Line by line, reproduce exactly the beginning of the listing below, ending with the line that contains "6Q18 -4 36 6L18" and adding nothing.
-------------------------
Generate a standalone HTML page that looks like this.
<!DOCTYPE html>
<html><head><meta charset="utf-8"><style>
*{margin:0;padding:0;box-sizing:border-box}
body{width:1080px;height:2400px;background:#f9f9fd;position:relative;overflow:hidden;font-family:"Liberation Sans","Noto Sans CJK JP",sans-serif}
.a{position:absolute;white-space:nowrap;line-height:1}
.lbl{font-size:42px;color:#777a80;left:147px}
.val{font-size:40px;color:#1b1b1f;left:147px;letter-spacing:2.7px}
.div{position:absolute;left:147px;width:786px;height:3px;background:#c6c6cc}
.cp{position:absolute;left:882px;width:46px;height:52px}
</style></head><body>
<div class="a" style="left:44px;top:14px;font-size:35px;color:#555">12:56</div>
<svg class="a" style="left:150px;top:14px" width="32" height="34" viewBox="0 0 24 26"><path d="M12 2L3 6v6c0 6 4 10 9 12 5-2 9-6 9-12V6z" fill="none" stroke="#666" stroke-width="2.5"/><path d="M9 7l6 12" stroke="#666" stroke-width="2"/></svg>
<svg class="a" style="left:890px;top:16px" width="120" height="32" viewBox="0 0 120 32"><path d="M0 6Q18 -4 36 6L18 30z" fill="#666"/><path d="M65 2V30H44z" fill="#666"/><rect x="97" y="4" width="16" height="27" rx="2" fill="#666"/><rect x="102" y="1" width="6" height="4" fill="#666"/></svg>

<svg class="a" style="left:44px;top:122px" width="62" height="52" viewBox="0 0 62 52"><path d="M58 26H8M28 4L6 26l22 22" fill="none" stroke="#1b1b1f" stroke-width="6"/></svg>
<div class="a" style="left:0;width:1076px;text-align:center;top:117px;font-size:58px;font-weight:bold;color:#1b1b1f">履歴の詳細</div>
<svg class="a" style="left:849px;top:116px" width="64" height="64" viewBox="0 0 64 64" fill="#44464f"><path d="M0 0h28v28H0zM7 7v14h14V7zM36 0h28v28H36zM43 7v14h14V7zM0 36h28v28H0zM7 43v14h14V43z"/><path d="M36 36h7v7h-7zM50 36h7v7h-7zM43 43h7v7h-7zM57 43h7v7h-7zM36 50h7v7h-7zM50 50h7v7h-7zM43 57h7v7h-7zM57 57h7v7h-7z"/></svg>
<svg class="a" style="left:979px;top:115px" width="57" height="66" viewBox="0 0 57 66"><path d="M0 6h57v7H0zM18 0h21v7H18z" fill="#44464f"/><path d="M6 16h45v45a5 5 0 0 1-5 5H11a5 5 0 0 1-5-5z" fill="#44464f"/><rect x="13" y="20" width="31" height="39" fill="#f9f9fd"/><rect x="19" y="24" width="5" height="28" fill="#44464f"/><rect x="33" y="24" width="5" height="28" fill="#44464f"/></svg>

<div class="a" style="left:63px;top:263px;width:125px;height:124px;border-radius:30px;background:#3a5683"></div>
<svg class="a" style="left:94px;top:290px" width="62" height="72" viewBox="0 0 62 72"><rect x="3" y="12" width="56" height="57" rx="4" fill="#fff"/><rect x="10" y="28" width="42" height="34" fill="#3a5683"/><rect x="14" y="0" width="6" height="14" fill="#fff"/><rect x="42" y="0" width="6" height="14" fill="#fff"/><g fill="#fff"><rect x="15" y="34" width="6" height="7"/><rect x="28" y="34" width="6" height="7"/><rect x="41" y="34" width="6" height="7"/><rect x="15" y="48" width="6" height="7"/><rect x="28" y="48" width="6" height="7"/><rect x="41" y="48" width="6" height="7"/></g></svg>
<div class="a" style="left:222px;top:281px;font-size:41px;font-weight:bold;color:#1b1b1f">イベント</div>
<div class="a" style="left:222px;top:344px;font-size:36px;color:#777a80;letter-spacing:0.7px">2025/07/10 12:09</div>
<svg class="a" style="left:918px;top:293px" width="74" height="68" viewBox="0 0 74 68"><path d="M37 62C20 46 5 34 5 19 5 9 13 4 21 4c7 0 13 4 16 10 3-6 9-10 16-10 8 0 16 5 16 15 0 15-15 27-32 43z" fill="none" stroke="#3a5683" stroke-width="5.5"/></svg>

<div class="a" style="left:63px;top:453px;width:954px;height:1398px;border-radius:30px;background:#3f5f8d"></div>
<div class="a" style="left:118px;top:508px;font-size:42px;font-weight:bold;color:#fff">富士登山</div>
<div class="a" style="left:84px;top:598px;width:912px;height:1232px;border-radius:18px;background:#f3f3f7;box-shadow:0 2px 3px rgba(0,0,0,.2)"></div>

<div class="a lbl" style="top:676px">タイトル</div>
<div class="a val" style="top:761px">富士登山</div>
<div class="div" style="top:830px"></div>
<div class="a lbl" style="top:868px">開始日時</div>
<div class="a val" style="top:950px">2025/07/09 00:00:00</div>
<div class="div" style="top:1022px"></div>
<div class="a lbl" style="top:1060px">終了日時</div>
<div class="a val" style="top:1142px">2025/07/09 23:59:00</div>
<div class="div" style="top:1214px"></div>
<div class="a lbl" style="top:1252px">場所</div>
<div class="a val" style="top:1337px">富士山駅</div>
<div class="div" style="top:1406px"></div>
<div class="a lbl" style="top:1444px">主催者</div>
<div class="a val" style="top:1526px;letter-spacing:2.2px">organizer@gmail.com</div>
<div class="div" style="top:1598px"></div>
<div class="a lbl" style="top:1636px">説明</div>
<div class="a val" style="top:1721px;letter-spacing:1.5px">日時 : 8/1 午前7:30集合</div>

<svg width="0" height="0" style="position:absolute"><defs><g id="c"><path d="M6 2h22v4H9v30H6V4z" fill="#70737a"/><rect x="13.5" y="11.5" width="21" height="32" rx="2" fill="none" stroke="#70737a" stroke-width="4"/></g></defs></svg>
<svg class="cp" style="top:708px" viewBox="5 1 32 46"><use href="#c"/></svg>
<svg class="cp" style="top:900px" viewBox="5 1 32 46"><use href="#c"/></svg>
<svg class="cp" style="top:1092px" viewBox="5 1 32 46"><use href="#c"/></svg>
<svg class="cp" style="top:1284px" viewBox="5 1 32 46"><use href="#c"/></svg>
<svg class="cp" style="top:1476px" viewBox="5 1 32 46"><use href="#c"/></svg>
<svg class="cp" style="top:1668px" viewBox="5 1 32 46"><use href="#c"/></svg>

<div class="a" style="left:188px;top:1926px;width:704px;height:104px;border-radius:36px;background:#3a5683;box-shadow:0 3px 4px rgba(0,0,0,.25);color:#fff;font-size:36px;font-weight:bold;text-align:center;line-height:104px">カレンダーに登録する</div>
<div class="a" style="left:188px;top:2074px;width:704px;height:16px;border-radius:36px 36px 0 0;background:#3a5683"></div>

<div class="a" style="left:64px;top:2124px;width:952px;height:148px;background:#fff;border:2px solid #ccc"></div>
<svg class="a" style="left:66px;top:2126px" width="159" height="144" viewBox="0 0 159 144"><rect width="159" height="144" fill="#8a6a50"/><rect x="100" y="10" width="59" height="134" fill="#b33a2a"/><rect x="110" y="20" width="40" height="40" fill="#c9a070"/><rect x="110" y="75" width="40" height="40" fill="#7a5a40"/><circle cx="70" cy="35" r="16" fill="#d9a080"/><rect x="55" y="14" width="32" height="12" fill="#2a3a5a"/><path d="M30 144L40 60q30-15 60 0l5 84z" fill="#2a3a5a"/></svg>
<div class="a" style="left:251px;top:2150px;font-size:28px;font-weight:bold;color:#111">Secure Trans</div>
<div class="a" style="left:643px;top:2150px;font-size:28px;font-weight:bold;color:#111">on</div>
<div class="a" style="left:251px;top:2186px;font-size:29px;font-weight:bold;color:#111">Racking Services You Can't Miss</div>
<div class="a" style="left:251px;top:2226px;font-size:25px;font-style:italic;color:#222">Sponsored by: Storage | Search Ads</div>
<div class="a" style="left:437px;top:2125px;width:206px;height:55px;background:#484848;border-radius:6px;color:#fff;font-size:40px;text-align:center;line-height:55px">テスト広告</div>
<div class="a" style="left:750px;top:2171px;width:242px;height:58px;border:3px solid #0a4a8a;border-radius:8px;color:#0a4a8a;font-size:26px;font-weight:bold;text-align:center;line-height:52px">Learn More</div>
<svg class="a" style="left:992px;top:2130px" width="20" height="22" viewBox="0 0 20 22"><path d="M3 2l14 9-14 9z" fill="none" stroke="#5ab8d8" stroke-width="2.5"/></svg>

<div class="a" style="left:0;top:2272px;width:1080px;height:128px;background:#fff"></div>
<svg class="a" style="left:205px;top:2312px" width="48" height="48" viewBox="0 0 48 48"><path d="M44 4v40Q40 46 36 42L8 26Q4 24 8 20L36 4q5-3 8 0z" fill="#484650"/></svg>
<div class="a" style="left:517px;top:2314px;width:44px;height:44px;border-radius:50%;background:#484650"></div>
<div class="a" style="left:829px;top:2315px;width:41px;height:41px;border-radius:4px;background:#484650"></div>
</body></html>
-------------------------
== Written answer ==
Generate a standalone HTML page that looks like this.
<!DOCTYPE html>
<html><head><meta charset="utf-8"><style>
*{margin:0;padding:0;box-sizing:border-box}
body{width:1080px;height:2400px;background:#f9f9fd;position:relative;overflow:hidden;font-family:"Liberation Sans","Noto Sans CJK JP",sans-serif}
.a{position:absolute;white-space:nowrap;line-height:1}
.lbl{font-size:42px;color:#777a80;left:147px}
.val{font-size:40px;color:#1b1b1f;left:147px;letter-spacing:2.7px}
.div{position:absolute;left:147px;width:786px;height:3px;background:#c6c6cc}
.cp{position:absolute;left:882px;width:46px;height:52px}
</style></head><body>
<div class="a" style="left:44px;top:14px;font-size:35px;color:#555">12:56</div>
<svg class="a" style="left:150px;top:14px" width="32" height="34" viewBox="0 0 24 26"><path d="M12 2L3 6v6c0 6 4 10 9 12 5-2 9-6 9-12V6z" fill="none" stroke="#666" stroke-width="2.5"/><path d="M9 7l6 12" stroke="#666" stroke-width="2"/></svg>
<svg class="a" style="left:890px;top:16px" width="120" height="32" viewBox="0 0 120 32"><path d="M0 6Q18 -4 36 6L18 30z" fill="#666"/><path d="M65 2V30H44z" fill="#666"/><rect x="97" y="4" width="16" height="27" rx="2" fill="#666"/><rect x="102" y="1" width="6" height="4" fill="#666"/></svg>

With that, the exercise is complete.